Thanks for the feedback. I recognize that it's not a PR, but I wanted to confirm interest prior to completing the work for a PR. Now that I know there is interest, I'll work on the PR for it (it may take a bit of time, but it will come).

rsbivand commented 5 years ago

And please use the current code following https://github.com/r-spatial/classInt/commit/ab3e4e8fd63639e926c3393e4c7ba45a508c6b1b, though it shouldn't matter so much (not editing an existing function, adding a method).

rsbivand commented 5 years ago

You may carry on with this logLik() method PR, but please do provide necessary handholds in the documentation for the vast majority of users who are thematic map creators. This means a proper Rd file explaining what it is needed for, which style= arguments it may suit better than others, and examples that test (using try()) edge cases. Six months have passed since you raise this issue, so you do not need to close this off abruptly.

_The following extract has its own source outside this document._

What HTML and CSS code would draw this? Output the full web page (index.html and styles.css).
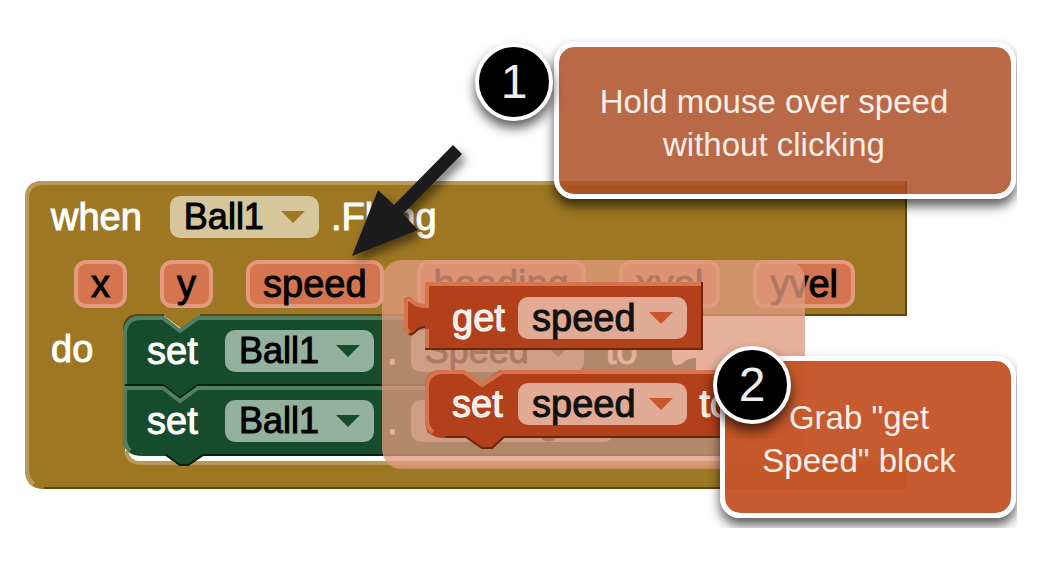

billdenney commented 5 years ago

I closed it because according to your comment on the PR, "I still do not see any motivation for this, no cartographer using the package needs this." And additionally, you didn't appear to like parts of my coding style (notably the use of roxygen) which I find helps me keep the code and documentation more consistent. Those suggested that it was unwelcome from two fronts.

With this response, you've given me specific items to modify which will help make it work within the package. I'll make another attempt, but I initially closed it as I didn't want to waste either of our time with something that was not going to improve the package.

rsbivand commented 5 years ago

I refer to a discussion on R-devel and a brief survey of roxygen leading to man pages that split into two groups, one group still in the S/R tradition of terse but dense man pages expounding the function or method documented, together with examples very often using the data sets shown in the references, and a second, larger, group using roxygen to fulfill the need to document only symbolically (I can look up the URL if need be; of course, I don't use roxygen because it has only been available since 2011 in some form, and this package predates it). You did provide references, but it would be very helpful to show that the method implements an example from a reference, and maybe why (using AIC()?). This particularly because it may very well be the case that thematic mappers might also grasp the possiblility of comparing bin designs.

billdenney commented 5 years ago

I'm perfectly happy to do my best to comply with your preferred coding style as it's your package. :)

I guess I fall into a third camp: I try to document in detail, but I prefer the simplification and standardization that roxygen provides. But again, your package gets your preferences.

I've updated with more details, and hopefully this is getting closer to your preferred design.

rsbivand commented 5 years ago

Fine, thanks. This is the analysis (weakly) supporting Duncan Murdoch's speculation. I'll comment in PR https://github.com/r-spatial/classInt/pull/12.

billdenney commented 5 years ago

Thanks for the pointer to the article.

billdenney commented 5 years ago

Thanks!